The property tax base is nationalized, and the other main source of revenue is a VAT. Information re: payroll/income is still collected for purposes of mitigating the regressive impact — transfers to people with modest incomes, or based on family size, etc. Schools are funded through a nationalized version of the Swedish system, i.e., “progressive vouchers” are disbursed to approved schools — we can exclude parochial schools, etc., if you insist, and promote monitoring/oversight by mandating open data formats, release of key metrics that can then be sliced, diced, and presented to parents by various third party providers, not-for-profit, for-profit, and public. This works in tandem with a Murray-style “democratization of credentials.” The progressive vouchers work by using the price system to compensate (imperfectly) for disadvantage, e.g., students from poor families and/or underrepresented minorities and/or with learning disabilities would be assigned a larger voucher amount.

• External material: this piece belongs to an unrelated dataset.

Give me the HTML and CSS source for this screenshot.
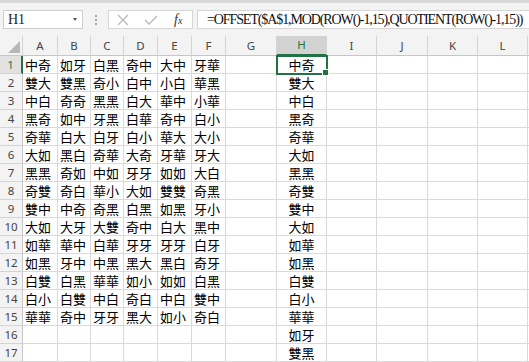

Tiebout is still at work, though somewhat constrained, as local education authorities compete to offer desirable school places. Also, all kinds of other services are in the mix, man. To raise revenue: piggyback on the VAT? Or, in a reversal, the feds could avoid an income tax, or use it as a tax on the superrich, while cities and towns could use it more frequently than they do now (i.e., hardly ever).

(2) I’d invest a lot of money in freight rail.

(3) I’d adopt the Kleiman approach to marijuana and alcohol.

(4) I really wish I could eat breakfast tacos every day. Healthy ones. Healthy-ish ones. Can we invent some device that gives you the sensation of eating without involving actual eating? We could overhaul the food-industrial system to make it more resilient, etc. I’m totally open to that. I could also move to Texas.

(5) I have some other ideas, but who in their right mind would want to live in my hellish dystopia?